Task to complete — Will you write out the data exactly, excluding every picture?

Dataset extract —
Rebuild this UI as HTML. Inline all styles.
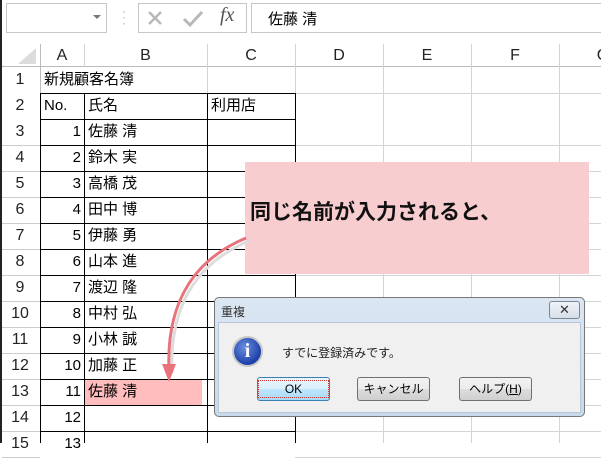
<!DOCTYPE html>
<html><head><meta charset="utf-8"><style>
*{margin:0;padding:0;box-sizing:border-box}
body{width:601px;height:443px;overflow:hidden;background:#fff;position:relative;font-family:"Liberation Sans","Noto Sans CJK JP",sans-serif}
.a{position:absolute}
.hl{position:absolute;background:#d4d4d4}
.t{position:absolute;font-size:15px;color:#000;line-height:26px}
.rh{position:absolute;left:0;width:40px;text-align:center;font-size:16px;color:#222;line-height:26px}
.ch{position:absolute;top:44px;height:23px;text-align:center;font-size:16px;color:#222;line-height:23px}
.btn{position:absolute;top:377px;width:73px;height:24px;border:1px solid #707070;border-radius:3px;background:linear-gradient(#f2f2f2,#ebebeb 50%,#dddddd 51%,#cfcfcf);font-size:12px;text-align:center;line-height:22px;color:#000}
</style></head><body>
<div class="a" style="left:6px;top:3px;width:101px;height:30px;border:1px solid #c6c6c6"></div>
<div class="a" style="left:93px;top:15px;width:0;height:0;border-left:4px solid transparent;border-right:4px solid transparent;border-top:4px solid #777"></div>
<div class="a" style="left:122px;top:8px;color:#aaa;font-size:12px;line-height:6px">·<br>·<br>·</div>
<div class="a" style="left:138px;top:3px;width:109px;height:30px;border:1px solid #c6c6c6"></div>
<svg class="a" style="left:138px;top:3px" width="109" height="30">
<path d="M11 9 L23 21 M23 9 L11 21" stroke="#b8b8b8" stroke-width="2.5" fill="none"/>
<path d="M46 16 L52 22 L64 9" stroke="#b8b8b8" stroke-width="3" fill="none"/>
</svg>
<div class="a" style="left:220px;top:4px;font-size:20px;color:#555;font-family:'Liberation Serif',serif;font-style:italic">fx</div>
<div class="a" style="left:251px;top:3px;width:360px;height:30px;border:1px solid #c6c6c6"></div>
<div class="a" style="left:268px;top:8px;font-size:15px">佐藤 清</div>
<div class="a" style="left:0;top:0;width:2px;height:443px;background:#222"></div>
<div class="a" style="left:2px;top:44px;width:599px;height:23px;background:#fff;border-bottom:1px solid #bbb"></div>
<div class="a" style="left:18px;top:48px;width:0;height:0;border-left:18px solid transparent;border-bottom:16px solid #dcdcdc"></div>
<div class="hl" style="left:40px;top:44px;width:1px;height:399px;background:#bbb"></div>
<div class="ch" style="left:40px;width:44px">A</div>
<div class="ch" style="left:84px;width:123px">B</div>
<div class="ch" style="left:207px;width:88px">C</div>
<div class="ch" style="left:295px;width:88px">D</div>
<div class="ch" style="left:383px;width:88px">E</div>
<div class="ch" style="left:471px;width:88px">F</div>
<div class="ch" style="left:559px;width:88px">G</div>
<div class="hl" style="left:84px;top:44px;width:1px;height:23px"></div>
<div class="hl" style="left:207px;top:44px;width:1px;height:50px"></div>
<div class="hl" style="left:295px;top:44px;width:1px;height:399px"></div>
<div class="hl" style="left:383px;top:44px;width:1px;height:399px"></div>
<div class="hl" style="left:471px;top:44px;width:1px;height:399px"></div>
<div class="hl" style="left:559px;top:44px;width:1px;height:399px"></div>
<div class="hl" style="left:40px;top:93px;width:561px;height:1px"></div>
<div class="a" style="left:84px;top:379px;width:118px;height:26px;background:#ffbdbd"></div>
<div id="g"></div>
<div class="rh" style="top:67px">1</div>
<div class="t" style="left:44px;top:67px">新規顧客名簿</div>
<div class="rh" style="top:93px">2</div><div class="t" style="left:44px;top:93px">No.</div><div class="t" style="left:88px;top:93px">氏名</div><div class="t" style="left:211px;top:93px">利用店</div>
<script>
var names=["佐藤 清","鈴木 実","高橋 茂","田中 博","伊藤 勇","山本 進","渡辺 隆","中村 弘","小林 誠","加藤 正","佐藤 清",""];
var h="";
for(var r=3;r<=15;r++){var y=67+(r-1)*26;
h+='<div class="rh" style="top:'+y+'px">'+r+'</div>';
h+='<div class="hl" style="left:2px;top:'+(y+26)+'px;width:38px;height:1px;background:#ccc"></div>';
h+='<div class="hl" style="left:295px;top:'+(y+26)+'px;width:306px;height:1px"></div>';
h+='<div class="t" style="left:40px;width:41px;text-align:right;top:'+y+'px">'+(r-2)+'</div>';
if(names[r-3])h+='<div class="t" style="left:88px;top:'+y+'px">'+names[r-3]+'</div>';
}
for(var r=2;r<=15;r++){var y=67+(r-1)*26;h+='<div class="hl" style="left:40px;top:'+y+'px;width:256px;height:1px;background:#000"></div>';}
h+='<div class="hl" style="left:40px;top:93px;width:1px;height:350px;background:#000"></div>';
h+='<div class="hl" style="left:84px;top:93px;width:1px;height:350px;background:#000"></div>';
h+='<div class="hl" style="left:207px;top:93px;width:1px;height:350px;background:#000"></div>';
h+='<div class="hl" style="left:295px;top:93px;width:1px;height:350px;background:#000"></div>';
document.getElementById("g").innerHTML=h;
</script>
<div class="a" style="left:245px;top:162px;width:344px;height:112px;background:#f8cdd0"></div>
<div class="a" style="left:250px;top:196px;font-size:21px;font-weight:bold;color:#111">同じ名前が入力されると、</div>
<svg class="a" style="left:0;top:0" width="601" height="443">
<path d="M246 238 C198 258 166 298 169 370" stroke="#ddd" stroke-width="3" fill="none" transform="translate(3,3)"/>
<path d="M246 238 C198 258 166 298 169 370" stroke="#e9737a" stroke-width="3" fill="none"/>
<path d="M162 364 L176 364 L169 382 Z" fill="#e9737a"/>
</svg>
<div class="a" style="left:214px;top:297px;width:371px;height:120px;border:1px solid #777;border-radius:5px;background:linear-gradient(#dbe6f2,#c8d9ec);"></div>
<div class="a" style="left:221px;top:303px;font-size:12px;color:#333">重複</div>
<div class="a" style="left:549px;top:301px;width:31px;height:18px;border:1px solid #7a8796;border-radius:3px;background:linear-gradient(#f0f4f9,#d6dee8);text-align:center;font-size:13px;line-height:16px;color:#333">✕</div>
<div class="a" style="left:218px;top:322px;width:363px;height:91px;background:#f0f0f0;border:1px solid #b8c6d6"></div>
<div class="a" style="left:232px;top:336px;width:31px;height:31px;border-radius:50%;background:radial-gradient(circle at 40% 35%,#6b8fe0,#1d3fa8 70%);border:2px solid #c9c9c9;color:#fff;font-weight:bold;font-size:20px;text-align:center;line-height:27px;font-family:'Liberation Serif',serif">i</div>
<div class="a" style="left:282px;top:344px;font-size:12px;color:#222">すでに登録済みです。</div>
<div class="btn" style="left:257px;border-color:#3c7fb1;background:linear-gradient(#eaf6fd,#d9f0fc 50%,#bee6fd 51%,#a7d9f5)"><span style="outline:1px dotted #c33;outline-offset:1px;padding:0 25px">OK</span></div>
<div class="btn" style="left:357px">キャンセル</div>
<div class="btn" style="left:459px">ヘルプ(<u>H</u>)</div>
</body></html>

Output for this exercise —
Rebuild this UI as HTML. Inline all styles.
<!DOCTYPE html>
<html><head><meta charset="utf-8"><style>
*{margin:0;padding:0;box-sizing:border-box}
body{width:601px;height:443px;overflow:hidden;background:#fff;position:relative;font-family:"Liberation Sans","Noto Sans CJK JP",sans-serif}
.a{position:absolute}
.hl{position:absolute;background:#d4d4d4}
.t{position:absolute;font-size:15px;color:#000;line-height:26px}
.rh{position:absolute;left:0;width:40px;text-align:center;font-size:16px;color:#222;line-height:26px}
.ch{position:absolute;top:44px;height:23px;text-align:center;font-size:16px;color:#222;line-height:23px}
.btn{position:absolute;top:377px;width:73px;height:24px;border:1px solid #707070;border-radius:3px;background:linear-gradient(#f2f2f2,#ebebeb 50%,#dddddd 51%,#cfcfcf);font-size:12px;text-align:center;line-height:22px;color:#000}
</style></head><body>
<div class="a" style="left:6px;top:3px;width:101px;height:30px;border:1px solid #c6c6c6"></div>
<div class="a" style="left:93px;top:15px;width:0;height:0;border-left:4px solid transparent;border-right:4px solid transparent;border-top:4px solid #777"></div>
<div class="a" style="left:122px;top:8px;color:#aaa;font-size:12px;line-height:6px">·<br>·<br>·</div>
<div class="a" style="left:138px;top:3px;width:109px;height:30px;border:1px solid #c6c6c6"></div>
<svg class="a" style="left:138px;top:3px" width="109" height="30">
<path d="M11 9 L23 21 M23 9 L11 21" stroke="#b8b8b8" stroke-width="2.5" fill="none"/>
<path d="M46 16 L52 22 L64 9" stroke="#b8b8b8" stroke-width="3" fill="none"/>
</svg>
<div class="a" style="left:220px;top:4px;font-size:20px;color:#555;font-family:'Liberation Serif',serif;font-style:italic">fx</div>
<div class="a" style="left:251px;top:3px;width:360px;height:30px;border:1px solid #c6c6c6"></div>
<div class="a" style="left:268px;top:8px;font-size:15px">佐藤 清</div>
<div class="a" style="left:0;top:0;width:2px;height:443px;background:#222"></div>
<div class="a" style="left:2px;top:44px;width:599px;height:23px;background:#fff;border-bottom:1px solid #bbb"></div>
<div class="a" style="left:18px;top:48px;width:0;height:0;border-left:18px solid transparent;border-bottom:16px solid #dcdcdc"></div>
<div class="hl" style="left:40px;top:44px;width:1px;height:399px;background:#bbb"></div>
<div class="ch" style="left:40px;width:44px">A</div>
<div class="ch" style="left:84px;width:123px">B</div>
<div class="ch" style="left:207px;width:88px">C</div>
<div class="ch" style="left:295px;width:88px">D</div>
<div class="ch" style="left:383px;width:88px">E</div>
<div class="ch" style="left:471px;width:88px">F</div>
<div class="ch" style="left:559px;width:88px">G</div>
<div class="hl" style="left:84px;top:44px;width:1px;height:23px"></div>
<div class="hl" style="left:207px;top:44px;width:1px;height:50px"></div>
<div class="hl" style="left:295px;top:44px;width:1px;height:399px"></div>
<div class="hl" style="left:383px;top:44px;width:1px;height:399px"></div>
<div class="hl" style="left:471px;top:44px;width:1px;height:399px"></div>
<div class="hl" style="left:559px;top:44px;width:1px;height:399px"></div>
<div class="hl" style="left:40px;top:93px;width:561px;height:1px"></div>
<div class="a" style="left:84px;top:379px;width:118px;height:26px;background:#ffbdbd"></div>
<div id="g"></div>
<div class="rh" style="top:67px">1</div>
<div class="t" style="left:44px;top:67px">新規顧客名簿</div>
<div class="rh" style="top:93px">2</div><div class="t" style="left:44px;top:93px">No.</div><div class="t" style="left:88px;top:93px">氏名</div><div class="t" style="left:211px;top:93px">利用店</div>
<script>
var names=["佐藤 清","鈴木 実","高橋 茂","田中 博","伊藤 勇","山本 進","渡辺 隆","中村 弘","小林 誠","加藤 正","佐藤 清",""];
var h="";
for(var r=3;r<=15;r++){var y=67+(r-1)*26;
h+='<div class="rh" style="top:'+y+'px">'+r+'</div>';
h+='<div class="hl" style="left:2px;top:'+(y+26)+'px;width:38px;height:1px;background:#ccc"></div>';
h+='<div class="hl" style="left:295px;top:'+(y+26)+'px;width:306px;height:1px"></div>';
h+='<div class="t" style="left:40px;width:41px;text-align:right;top:'+y+'px">'+(r-2)+'</div>';
if(names[r-3])h+='<div class="t" style="left:88px;top:'+y+'px">'+names[r-3]+'</div>';
}
for(var r=2;r<=15;r++){var y=67+(r-1)*26;h+='<div class="hl" style="left:40px;top:'+y+'px;width:256px;height:1px;background:#000"></div>';}
h+='<div class="hl" style="left:40px;top:93px;width:1px;height:350px;background:#000"></div>';
h+='<div class="hl" style="left:84px;top:93px;width:1px;height:350px;background:#000"></div>';
h+='<div class="hl" style="left:207px;top:93px;width:1px;height:350px;background:#000"></div>';
h+='<div class="hl" style="left:295px;top:93px;width:1px;height:350px;background:#000"></div>';
document.getElementById("g").innerHTML=h;
</script>
<div class="a" style="left:245px;top:162px;width:344px;height:112px;background:#f8cdd0"></div>
<div class="a" style="left:250px;top:196px;font-size:21px;font-weight:bold;color:#111">同じ名前が入力されると、</div>
<svg class="a" style="left:0;top:0" width="601" height="443">
<path d="M246 238 C198 258 166 298 169 370" stroke="#ddd" stroke-width="3" fill="none" transform="translate(3,3)"/>
<path d="M246 238 C198 258 166 298 169 370" stroke="#e9737a" stroke-width="3" fill="none"/>
<path d="M162 364 L176 364 L169 382 Z" fill="#e9737a"/>
</svg>
<div class="a" style="left:214px;top:297px;width:371px;height:120px;border:1px solid #777;border-radius:5px;background:linear-gradient(#dbe6f2,#c8d9ec);"></div>
<div class="a" style="left:221px;top:303px;font-size:12px;color:#333">重複</div>
<div class="a" style="left:549px;top:301px;width:31px;height:18px;border:1px solid #7a8796;border-radius:3px;background:linear-gradient(#f0f4f9,#d6dee8);text-align:center;font-size:13px;line-height:16px;color:#333">✕</div>
<div class="a" style="left:218px;top:322px;width:363px;height:91px;background:#f0f0f0;border:1px solid #b8c6d6"></div>
<div class="a" style="left:232px;top:336px;width:31px;height:31px;border-radius:50%;background:radial-gradient(circle at 40% 35%,#6b8fe0,#1d3fa8 70%);border:2px solid #c9c9c9;color:#fff;font-weight:bold;font-size:20px;text-align:center;line-height:27px;font-family:'Liberation Serif',serif">i</div>
<div class="a" style="left:282px;top:344px;font-size:12px;color:#222">すでに登録済みです。</div>
<div class="btn" style="left:257px;border-color:#3c7fb1;background:linear-gradient(#eaf6fd,#d9f0fc 50%,#bee6fd 51%,#a7d9f5)"><span style="outline:1px dotted #c33;outline-offset:1px;padding:0 25px">OK</span></div>
<div class="btn" style="left:357px">キャンセル</div>
<div class="btn" style="left:459px">ヘルプ(<u>H</u>)</div>
</body></html>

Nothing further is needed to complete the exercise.